The tag search here is redundant... unless one wanted to include any particular tag not necessarily associated with notes that have CIA, NSA or FBI in the note title.

 

There is currently no way to isolate just those notes containing FBI, NSA or CIA in the note title that are tagged with "privacy" in one search.

 

You would have to do 3 separate searches (just to be thorough) and tag the search results to consolidate them.

 

i.e.

 

  1. tag:privacy intitle:NSA
  2. tag:privacy intitle:CIA
  3. tag:privacy intitle:FBI
  4. tag any search results with a common tag (or not)

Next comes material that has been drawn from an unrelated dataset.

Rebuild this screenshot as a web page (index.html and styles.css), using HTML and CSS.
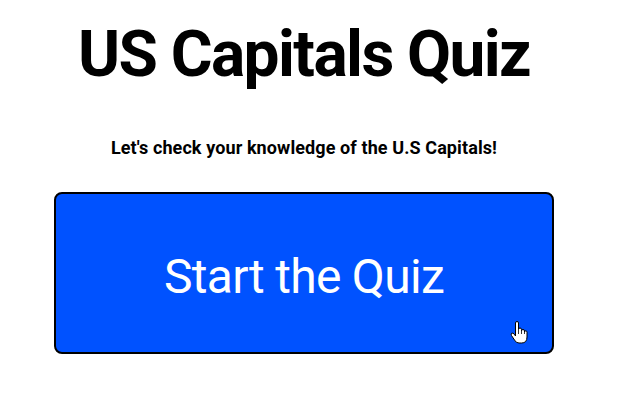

OR enter that tag context and search for intitle:NSA/CIA/FBI individually 

 

Either way, jbenson2 was speaking to the flexibility of options we have in Evernote. Not showcasing his second point in its entirety as the prime example.  ;) 

 

In trying to put forth a couple of wide-ranging examples, I myself would have most likely given half a dozen impossibilities  :P

Link to comment
  • 0
  • Level 5*

 

In the meantime, jbenson2, you made the tantalizing statement below but never showed us how to do this - in particular the second search with the FBI, NSA, or CIA.  Would you mind posting that search?

 

Thanks, Tom

 

 

Not complex enough? Really?

I can run these types of queries:

  • Notes that I keep in my Politics notebook that are tagged with regulations or socialism but not conservatism and have the words Lyndon Johnson in the title that were made using Microsoft Word
  • Notes that have FBI, NSA, or CIA in the title and have the tag privacy and are encrypted
  • Notes tagged with work that have things that I need to do this week
  • Show me tasks that I completed between Nov 30 and Mar 1
  • Show me notes with JPG attachments that I added last year and are not tagged with robots or Skype

 

 

 

This has already been answered above -- it can't be done with current Evernote Search syntax.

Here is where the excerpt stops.